> **WRITTEN INSTRUCTION**: Skip the pictures and quote all of the lines exactly.

> **GIVEN DATA**:

-----

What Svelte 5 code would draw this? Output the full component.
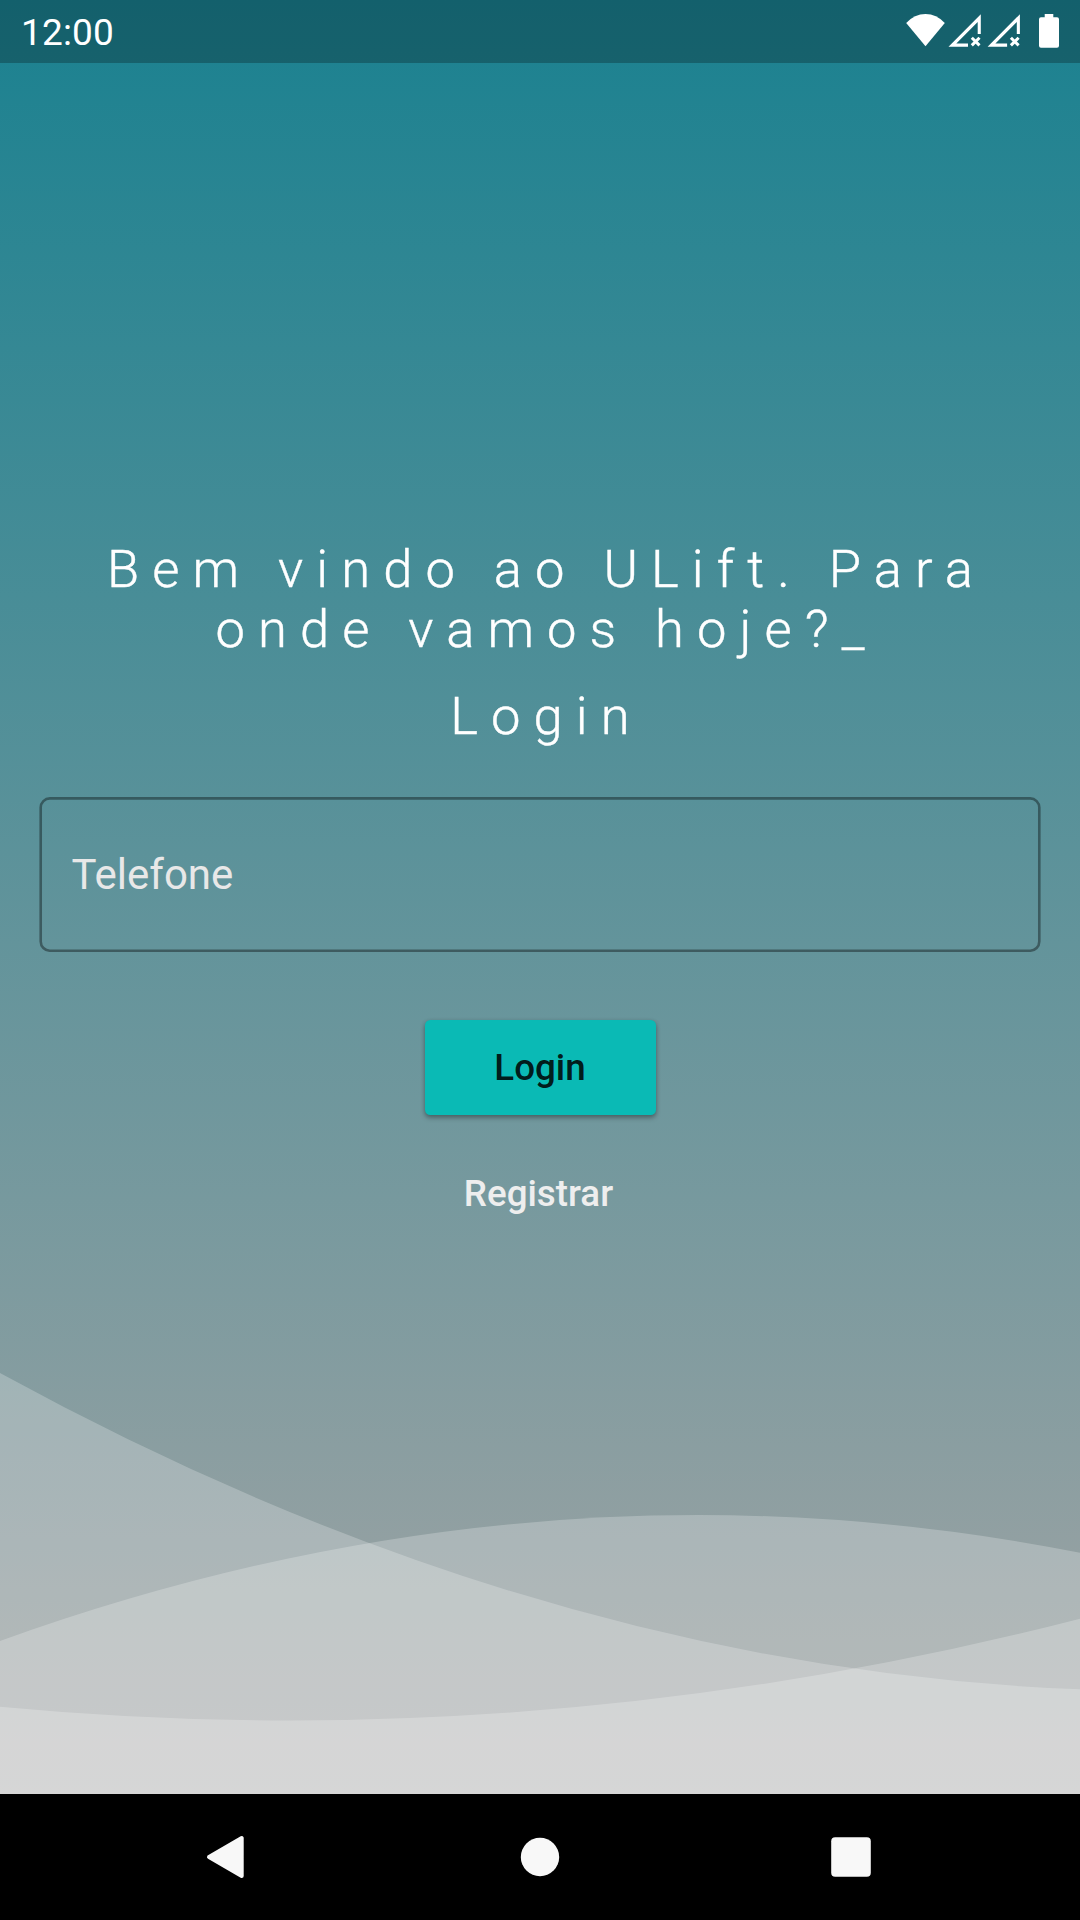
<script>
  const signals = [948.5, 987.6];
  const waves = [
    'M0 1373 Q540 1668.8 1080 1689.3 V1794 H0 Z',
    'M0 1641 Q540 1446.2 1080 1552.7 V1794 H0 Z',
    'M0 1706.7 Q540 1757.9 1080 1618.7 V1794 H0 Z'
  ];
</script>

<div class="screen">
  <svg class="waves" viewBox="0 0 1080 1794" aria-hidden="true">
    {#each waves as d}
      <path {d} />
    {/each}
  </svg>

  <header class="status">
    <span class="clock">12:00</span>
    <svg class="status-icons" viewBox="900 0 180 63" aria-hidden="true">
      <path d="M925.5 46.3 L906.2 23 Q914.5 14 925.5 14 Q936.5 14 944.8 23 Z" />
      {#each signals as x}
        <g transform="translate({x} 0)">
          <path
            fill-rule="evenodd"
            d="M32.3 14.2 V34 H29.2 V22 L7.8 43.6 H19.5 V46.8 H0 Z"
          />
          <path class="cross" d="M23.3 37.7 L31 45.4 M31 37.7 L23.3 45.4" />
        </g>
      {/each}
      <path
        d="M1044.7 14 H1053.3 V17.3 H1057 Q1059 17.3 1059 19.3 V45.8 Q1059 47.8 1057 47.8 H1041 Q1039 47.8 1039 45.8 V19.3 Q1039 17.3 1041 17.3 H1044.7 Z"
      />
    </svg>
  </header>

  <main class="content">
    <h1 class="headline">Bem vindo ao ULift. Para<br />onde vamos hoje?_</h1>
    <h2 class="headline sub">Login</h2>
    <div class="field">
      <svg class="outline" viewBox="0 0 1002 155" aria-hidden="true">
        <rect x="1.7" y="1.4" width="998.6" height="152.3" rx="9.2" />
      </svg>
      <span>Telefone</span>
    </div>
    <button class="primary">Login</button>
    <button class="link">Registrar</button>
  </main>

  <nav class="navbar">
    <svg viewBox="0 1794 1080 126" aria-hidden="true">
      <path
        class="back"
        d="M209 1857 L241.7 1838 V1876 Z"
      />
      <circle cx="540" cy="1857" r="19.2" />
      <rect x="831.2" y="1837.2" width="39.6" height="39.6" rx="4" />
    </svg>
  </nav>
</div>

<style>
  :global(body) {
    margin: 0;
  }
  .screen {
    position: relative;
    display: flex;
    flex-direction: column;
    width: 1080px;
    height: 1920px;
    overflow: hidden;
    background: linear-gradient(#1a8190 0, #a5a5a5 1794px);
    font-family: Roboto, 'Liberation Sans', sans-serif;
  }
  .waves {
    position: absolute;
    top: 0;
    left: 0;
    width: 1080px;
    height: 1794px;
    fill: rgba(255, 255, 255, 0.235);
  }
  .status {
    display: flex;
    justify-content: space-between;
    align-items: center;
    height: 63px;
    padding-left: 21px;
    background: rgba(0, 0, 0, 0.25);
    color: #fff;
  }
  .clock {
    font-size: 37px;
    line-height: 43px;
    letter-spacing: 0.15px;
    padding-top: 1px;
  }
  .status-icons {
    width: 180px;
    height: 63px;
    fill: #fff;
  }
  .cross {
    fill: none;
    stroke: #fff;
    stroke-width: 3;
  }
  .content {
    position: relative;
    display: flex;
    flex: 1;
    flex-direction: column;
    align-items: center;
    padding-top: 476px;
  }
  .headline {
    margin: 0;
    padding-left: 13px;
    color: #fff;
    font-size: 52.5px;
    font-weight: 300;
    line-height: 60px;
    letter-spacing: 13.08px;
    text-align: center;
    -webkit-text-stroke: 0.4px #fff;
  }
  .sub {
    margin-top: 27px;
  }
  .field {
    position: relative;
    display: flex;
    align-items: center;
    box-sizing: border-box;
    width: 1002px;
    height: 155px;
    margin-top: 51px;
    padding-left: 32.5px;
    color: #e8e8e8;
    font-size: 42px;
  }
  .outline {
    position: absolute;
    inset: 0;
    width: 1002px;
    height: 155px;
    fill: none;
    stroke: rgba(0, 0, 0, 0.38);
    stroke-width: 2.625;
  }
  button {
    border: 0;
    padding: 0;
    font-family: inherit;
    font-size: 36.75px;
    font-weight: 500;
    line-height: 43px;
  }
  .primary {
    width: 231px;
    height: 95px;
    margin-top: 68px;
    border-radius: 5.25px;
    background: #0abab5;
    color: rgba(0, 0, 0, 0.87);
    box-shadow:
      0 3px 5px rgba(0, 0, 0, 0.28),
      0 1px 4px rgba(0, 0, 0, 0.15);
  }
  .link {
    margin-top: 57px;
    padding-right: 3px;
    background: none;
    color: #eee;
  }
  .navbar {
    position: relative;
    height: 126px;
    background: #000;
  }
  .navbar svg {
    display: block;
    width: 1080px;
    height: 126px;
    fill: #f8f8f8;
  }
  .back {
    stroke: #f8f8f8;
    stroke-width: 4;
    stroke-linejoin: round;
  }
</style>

-----

> **THE OUTPUT**:
What Svelte 5 code would draw this? Output the full component.
<script>
  const signals = [948.5, 987.6];
  const waves = [
    'M0 1373 Q540 1668.8 1080 1689.3 V1794 H0 Z',
    'M0 1641 Q540 1446.2 1080 1552.7 V1794 H0 Z',
    'M0 1706.7 Q540 1757.9 1080 1618.7 V1794 H0 Z'
  ];
</script>

<div class="screen">
  <svg class="waves" viewBox="0 0 1080 1794" aria-hidden="true">
    {#each waves as d}
      <path {d} />
    {/each}
  </svg>

  <header class="status">
    <span class="clock">12:00</span>
    <svg class="status-icons" viewBox="900 0 180 63" aria-hidden="true">
      <path d="M925.5 46.3 L906.2 23 Q914.5 14 925.5 14 Q936.5 14 944.8 23 Z" />
      {#each signals as x}
        <g transform="translate({x} 0)">
          <path
            fill-rule="evenodd"
            d="M32.3 14.2 V34 H29.2 V22 L7.8 43.6 H19.5 V46.8 H0 Z"
          />
          <path class="cross" d="M23.3 37.7 L31 45.4 M31 37.7 L23.3 45.4" />
        </g>
      {/each}
      <path
        d="M1044.7 14 H1053.3 V17.3 H1057 Q1059 17.3 1059 19.3 V45.8 Q1059 47.8 1057 47.8 H1041 Q1039 47.8 1039 45.8 V19.3 Q1039 17.3 1041 17.3 H1044.7 Z"
      />
    </svg>
  </header>

  <main class="content">
    <h1 class="headline">Bem vindo ao ULift. Para<br />onde vamos hoje?_</h1>
    <h2 class="headline sub">Login</h2>
    <div class="field">
      <svg class="outline" viewBox="0 0 1002 155" aria-hidden="true">
        <rect x="1.7" y="1.4" width="998.6" height="152.3" rx="9.2" />
      </svg>
      <span>Telefone</span>
    </div>
    <button class="primary">Login</button>
    <button class="link">Registrar</button>
  </main>

  <nav class="navbar">
    <svg viewBox="0 1794 1080 126" aria-hidden="true">
      <path
        class="back"
        d="M209 1857 L241.7 1838 V1876 Z"
      />
      <circle cx="540" cy="1857" r="19.2" />
      <rect x="831.2" y="1837.2" width="39.6" height="39.6" rx="4" />
    </svg>
  </nav>
</div>

<style>
  :global(body) {
    margin: 0;
  }
  .screen {
    position: relative;
    display: flex;
    flex-direction: column;
    width: 1080px;
    height: 1920px;
    overflow: hidden;
    background: linear-gradient(#1a8190 0, #a5a5a5 1794px);
    font-family: Roboto, 'Liberation Sans', sans-serif;
  }
  .waves {
    position: absolute;
    top: 0;
    left: 0;
    width: 1080px;
    height: 1794px;
    fill: rgba(255, 255, 255, 0.235);
  }
  .status {
    display: flex;
    justify-content: space-between;
    align-items: center;
    height: 63px;
    padding-left: 21px;
    background: rgba(0, 0, 0, 0.25);
    color: #fff;
  }
  .clock {
    font-size: 37px;
    line-height: 43px;
    letter-spacing: 0.15px;
    padding-top: 1px;
  }
  .status-icons {
    width: 180px;
    height: 63px;
    fill: #fff;
  }
  .cross {
    fill: none;
    stroke: #fff;
    stroke-width: 3;
  }
  .content {
    position: relative;
    display: flex;
    flex: 1;
    flex-direction: column;
    align-items: center;
    padding-top: 476px;
  }
  .headline {
    margin: 0;
    padding-left: 13px;
    color: #fff;
    font-size: 52.5px;
    font-weight: 300;
    line-height: 60px;
    letter-spacing: 13.08px;
    text-align: center;
    -webkit-text-stroke: 0.4px #fff;
  }
  .sub {
    margin-top: 27px;
  }
  .field {
    position: relative;
    display: flex;
    align-items: center;
    box-sizing: border-box;
    width: 1002px;
    height: 155px;
    margin-top: 51px;
    padding-left: 32.5px;
    color: #e8e8e8;
    font-size: 42px;
  }
  .outline {
    position: absolute;
    inset: 0;
    width: 1002px;
    height: 155px;
    fill: none;
    stroke: rgba(0, 0, 0, 0.38);
    stroke-width: 2.625;
  }
  button {
    border: 0;
    padding: 0;
    font-family: inherit;
    font-size: 36.75px;
    font-weight: 500;
    line-height: 43px;
  }
  .primary {
    width: 231px;
    height: 95px;
    margin-top: 68px;
    border-radius: 5.25px;
    background: #0abab5;
    color: rgba(0, 0, 0, 0.87);
    box-shadow:
      0 3px 5px rgba(0, 0, 0, 0.28),
      0 1px 4px rgba(0, 0, 0, 0.15);
  }
  .link {
    margin-top: 57px;
    padding-right: 3px;
    background: none;
    color: #eee;
  }
  .navbar {
    position: relative;
    height: 126px;
    background: #000;
  }
  .navbar svg {
    display: block;
    width: 1080px;
    height: 126px;
    fill: #f8f8f8;
  }
  .back {
    stroke: #f8f8f8;
    stroke-width: 4;
    stroke-linejoin: round;
  }
</style>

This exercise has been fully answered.